"""
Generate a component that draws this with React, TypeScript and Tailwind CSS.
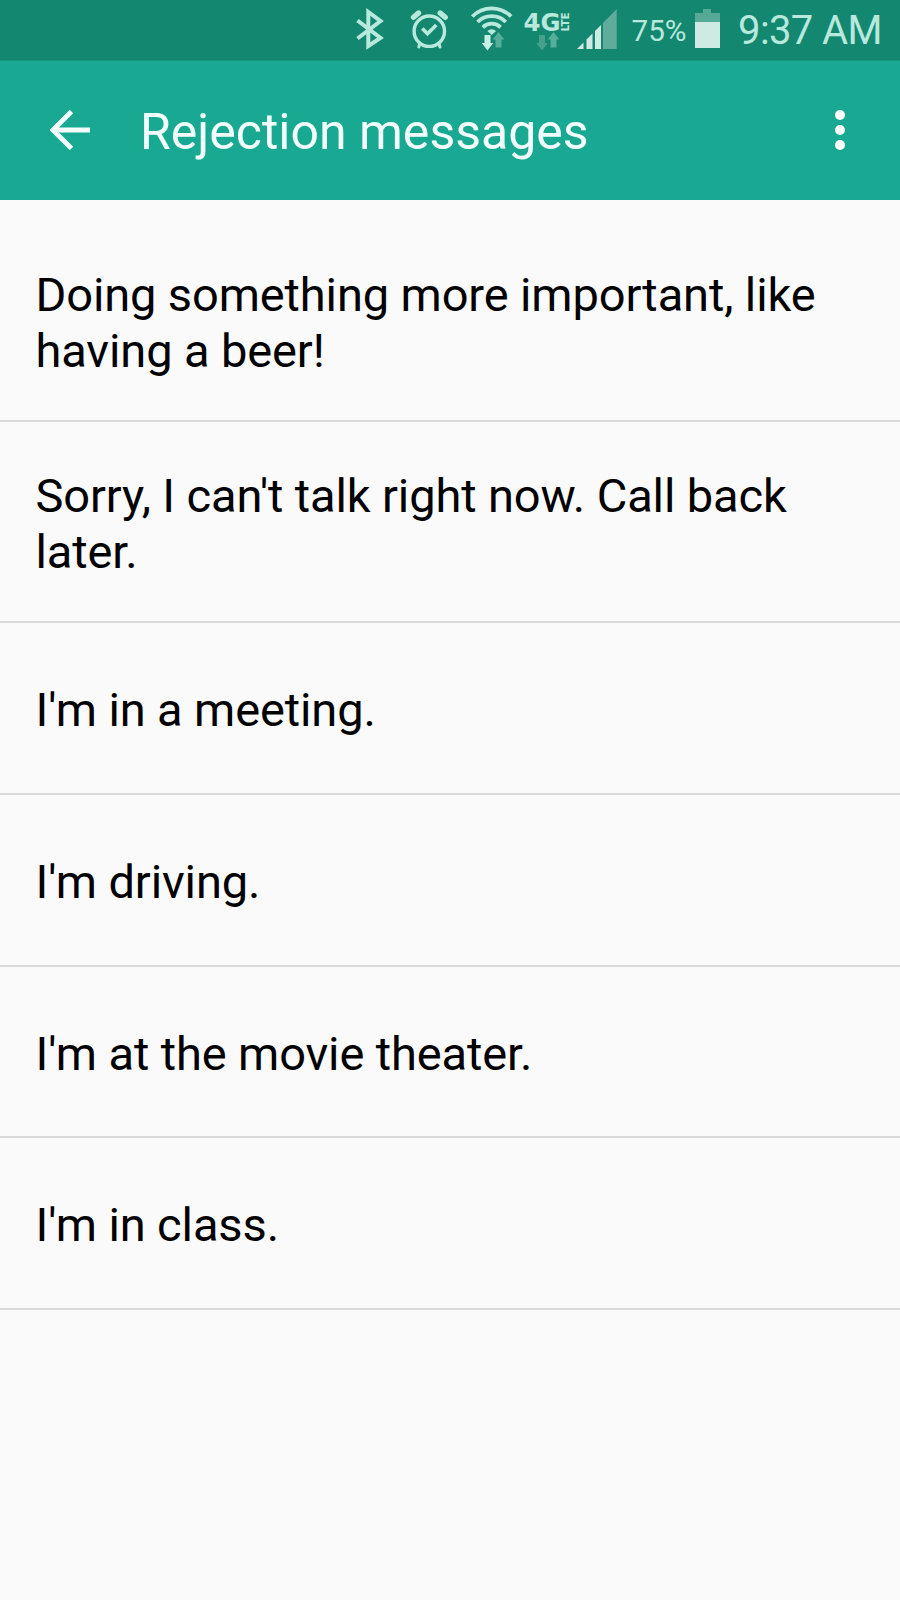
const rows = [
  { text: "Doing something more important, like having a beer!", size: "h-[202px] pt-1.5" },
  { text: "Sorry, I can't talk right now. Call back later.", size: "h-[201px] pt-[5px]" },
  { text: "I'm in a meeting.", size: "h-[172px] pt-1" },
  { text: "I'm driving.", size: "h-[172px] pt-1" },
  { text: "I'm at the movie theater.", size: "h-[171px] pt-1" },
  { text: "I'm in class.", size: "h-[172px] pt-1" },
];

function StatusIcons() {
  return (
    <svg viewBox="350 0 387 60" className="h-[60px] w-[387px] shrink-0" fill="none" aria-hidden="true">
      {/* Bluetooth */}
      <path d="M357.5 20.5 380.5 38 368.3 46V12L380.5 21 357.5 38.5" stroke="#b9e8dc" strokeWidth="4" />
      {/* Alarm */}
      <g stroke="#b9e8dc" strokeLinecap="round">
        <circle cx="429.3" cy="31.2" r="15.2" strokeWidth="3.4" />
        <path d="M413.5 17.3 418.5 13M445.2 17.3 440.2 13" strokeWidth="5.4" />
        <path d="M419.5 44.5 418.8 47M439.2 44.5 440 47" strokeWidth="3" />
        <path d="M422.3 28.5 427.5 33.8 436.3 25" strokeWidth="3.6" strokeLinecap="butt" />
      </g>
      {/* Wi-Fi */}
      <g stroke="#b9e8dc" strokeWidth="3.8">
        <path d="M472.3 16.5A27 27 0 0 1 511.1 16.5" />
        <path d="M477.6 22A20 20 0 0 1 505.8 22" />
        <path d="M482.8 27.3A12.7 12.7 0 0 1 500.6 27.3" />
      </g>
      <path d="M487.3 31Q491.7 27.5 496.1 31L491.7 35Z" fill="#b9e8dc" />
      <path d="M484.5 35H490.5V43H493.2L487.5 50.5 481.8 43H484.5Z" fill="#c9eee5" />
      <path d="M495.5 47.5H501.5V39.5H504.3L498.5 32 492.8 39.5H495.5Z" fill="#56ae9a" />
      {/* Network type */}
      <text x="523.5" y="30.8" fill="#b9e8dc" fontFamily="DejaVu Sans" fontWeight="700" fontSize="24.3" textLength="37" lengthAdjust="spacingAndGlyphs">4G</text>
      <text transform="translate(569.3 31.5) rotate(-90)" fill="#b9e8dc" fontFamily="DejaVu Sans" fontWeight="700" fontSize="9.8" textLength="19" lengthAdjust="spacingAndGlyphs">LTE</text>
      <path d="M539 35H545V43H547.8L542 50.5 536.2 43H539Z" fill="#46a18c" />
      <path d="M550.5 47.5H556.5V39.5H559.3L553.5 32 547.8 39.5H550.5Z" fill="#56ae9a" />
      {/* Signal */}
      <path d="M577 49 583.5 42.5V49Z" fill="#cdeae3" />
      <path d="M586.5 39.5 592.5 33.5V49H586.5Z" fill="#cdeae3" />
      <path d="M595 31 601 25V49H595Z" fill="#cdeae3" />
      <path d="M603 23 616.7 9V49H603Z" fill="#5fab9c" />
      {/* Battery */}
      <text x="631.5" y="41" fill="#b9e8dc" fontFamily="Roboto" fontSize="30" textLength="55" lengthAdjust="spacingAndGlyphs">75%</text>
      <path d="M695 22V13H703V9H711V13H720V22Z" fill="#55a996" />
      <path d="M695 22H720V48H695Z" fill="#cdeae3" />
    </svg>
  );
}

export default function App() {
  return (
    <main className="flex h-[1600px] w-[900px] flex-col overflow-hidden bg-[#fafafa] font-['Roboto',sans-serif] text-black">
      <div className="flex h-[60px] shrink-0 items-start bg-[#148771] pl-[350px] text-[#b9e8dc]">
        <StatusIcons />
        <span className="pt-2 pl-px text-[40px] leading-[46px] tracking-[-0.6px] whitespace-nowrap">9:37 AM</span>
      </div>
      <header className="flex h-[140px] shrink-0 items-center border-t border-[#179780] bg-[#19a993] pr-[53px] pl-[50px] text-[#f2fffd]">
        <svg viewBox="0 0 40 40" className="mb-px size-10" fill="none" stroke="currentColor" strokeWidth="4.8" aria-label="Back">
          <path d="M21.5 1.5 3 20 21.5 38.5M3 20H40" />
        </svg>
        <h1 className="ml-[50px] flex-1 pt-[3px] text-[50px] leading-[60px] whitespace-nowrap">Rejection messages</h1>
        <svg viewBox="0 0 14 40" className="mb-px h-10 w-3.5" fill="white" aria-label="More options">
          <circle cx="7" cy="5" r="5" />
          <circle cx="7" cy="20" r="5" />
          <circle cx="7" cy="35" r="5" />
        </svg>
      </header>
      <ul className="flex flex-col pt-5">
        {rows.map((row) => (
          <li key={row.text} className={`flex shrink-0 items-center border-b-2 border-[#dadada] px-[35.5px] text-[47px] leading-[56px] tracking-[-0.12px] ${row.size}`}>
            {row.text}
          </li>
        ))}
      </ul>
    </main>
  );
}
"""
**TASK TO CARRY OUT**. Omit the pictures and give the material again, exactly and in full.

**RESULT BELOW**.
Generate a component that draws this with React, TypeScript and Tailwind CSS.
const rows = [
  { text: "Doing something more important, like having a beer!", size: "h-[202px] pt-1.5" },
  { text: "Sorry, I can't talk right now. Call back later.", size: "h-[201px] pt-[5px]" },
  { text: "I'm in a meeting.", size: "h-[172px] pt-1" },
  { text: "I'm driving.", size: "h-[172px] pt-1" },
  { text: "I'm at the movie theater.", size: "h-[171px] pt-1" },
  { text: "I'm in class.", size: "h-[172px] pt-1" },
];

function StatusIcons() {
  return (
    <svg viewBox="350 0 387 60" className="h-[60px] w-[387px] shrink-0" fill="none" aria-hidden="true">
      {/* Bluetooth */}
      <path d="M357.5 20.5 380.5 38 368.3 46V12L380.5 21 357.5 38.5" stroke="#b9e8dc" strokeWidth="4" />
      {/* Alarm */}
      <g stroke="#b9e8dc" strokeLinecap="round">
        <circle cx="429.3" cy="31.2" r="15.2" strokeWidth="3.4" />
        <path d="M413.5 17.3 418.5 13M445.2 17.3 440.2 13" strokeWidth="5.4" />
        <path d="M419.5 44.5 418.8 47M439.2 44.5 440 47" strokeWidth="3" />
        <path d="M422.3 28.5 427.5 33.8 436.3 25" strokeWidth="3.6" strokeLinecap="butt" />
      </g>
      {/* Wi-Fi */}
      <g stroke="#b9e8dc" strokeWidth="3.8">
        <path d="M472.3 16.5A27 27 0 0 1 511.1 16.5" />
        <path d="M477.6 22A20 20 0 0 1 505.8 22" />
        <path d="M482.8 27.3A12.7 12.7 0 0 1 500.6 27.3" />
      </g>
      <path d="M487.3 31Q491.7 27.5 496.1 31L491.7 35Z" fill="#b9e8dc" />
      <path d="M484.5 35H490.5V43H493.2L487.5 50.5 481.8 43H484.5Z" fill="#c9eee5" />
      <path d="M495.5 47.5H501.5V39.5H504.3L498.5 32 492.8 39.5H495.5Z" fill="#56ae9a" />
      {/* Network type */}
      <text x="523.5" y="30.8" fill="#b9e8dc" fontFamily="DejaVu Sans" fontWeight="700" fontSize="24.3" textLength="37" lengthAdjust="spacingAndGlyphs">4G</text>
      <text transform="translate(569.3 31.5) rotate(-90)" fill="#b9e8dc" fontFamily="DejaVu Sans" fontWeight="700" fontSize="9.8" textLength="19" lengthAdjust="spacingAndGlyphs">LTE</text>
      <path d="M539 35H545V43H547.8L542 50.5 536.2 43H539Z" fill="#46a18c" />
      <path d="M550.5 47.5H556.5V39.5H559.3L553.5 32 547.8 39.5H550.5Z" fill="#56ae9a" />
      {/* Signal */}
      <path d="M577 49 583.5 42.5V49Z" fill="#cdeae3" />
      <path d="M586.5 39.5 592.5 33.5V49H586.5Z" fill="#cdeae3" />
      <path d="M595 31 601 25V49H595Z" fill="#cdeae3" />
      <path d="M603 23 616.7 9V49H603Z" fill="#5fab9c" />
      {/* Battery */}
      <text x="631.5" y="41" fill="#b9e8dc" fontFamily="Roboto" fontSize="30" textLength="55" lengthAdjust="spacingAndGlyphs">75%</text>
      <path d="M695 22V13H703V9H711V13H720V22Z" fill="#55a996" />
      <path d="M695 22H720V48H695Z" fill="#cdeae3" />
    </svg>
  );
}

export default function App() {
  return (
    <main className="flex h-[1600px] w-[900px] flex-col overflow-hidden bg-[#fafafa] font-['Roboto',sans-serif] text-black">
      <div className="flex h-[60px] shrink-0 items-start bg-[#148771] pl-[350px] text-[#b9e8dc]">
        <StatusIcons />
        <span className="pt-2 pl-px text-[40px] leading-[46px] tracking-[-0.6px] whitespace-nowrap">9:37 AM</span>
      </div>
      <header className="flex h-[140px] shrink-0 items-center border-t border-[#179780] bg-[#19a993] pr-[53px] pl-[50px] text-[#f2fffd]">
        <svg viewBox="0 0 40 40" className="mb-px size-10" fill="none" stroke="currentColor" strokeWidth="4.8" aria-label="Back">
          <path d="M21.5 1.5 3 20 21.5 38.5M3 20H40" />
        </svg>
        <h1 className="ml-[50px] flex-1 pt-[3px] text-[50px] leading-[60px] whitespace-nowrap">Rejection messages</h1>
        <svg viewBox="0 0 14 40" className="mb-px h-10 w-3.5" fill="white" aria-label="More options">
          <circle cx="7" cy="5" r="5" />
          <circle cx="7" cy="20" r="5" />
          <circle cx="7" cy="35" r="5" />
        </svg>
      </header>
      <ul className="flex flex-col pt-5">
        {rows.map((row) => (
          <li key={row.text} className={`flex shrink-0 items-center border-b-2 border-[#dadada] px-[35.5px] text-[47px] leading-[56px] tracking-[-0.12px] ${row.size}`}>
            {row.text}
          </li>
        ))}
      </ul>
    </main>
  );
}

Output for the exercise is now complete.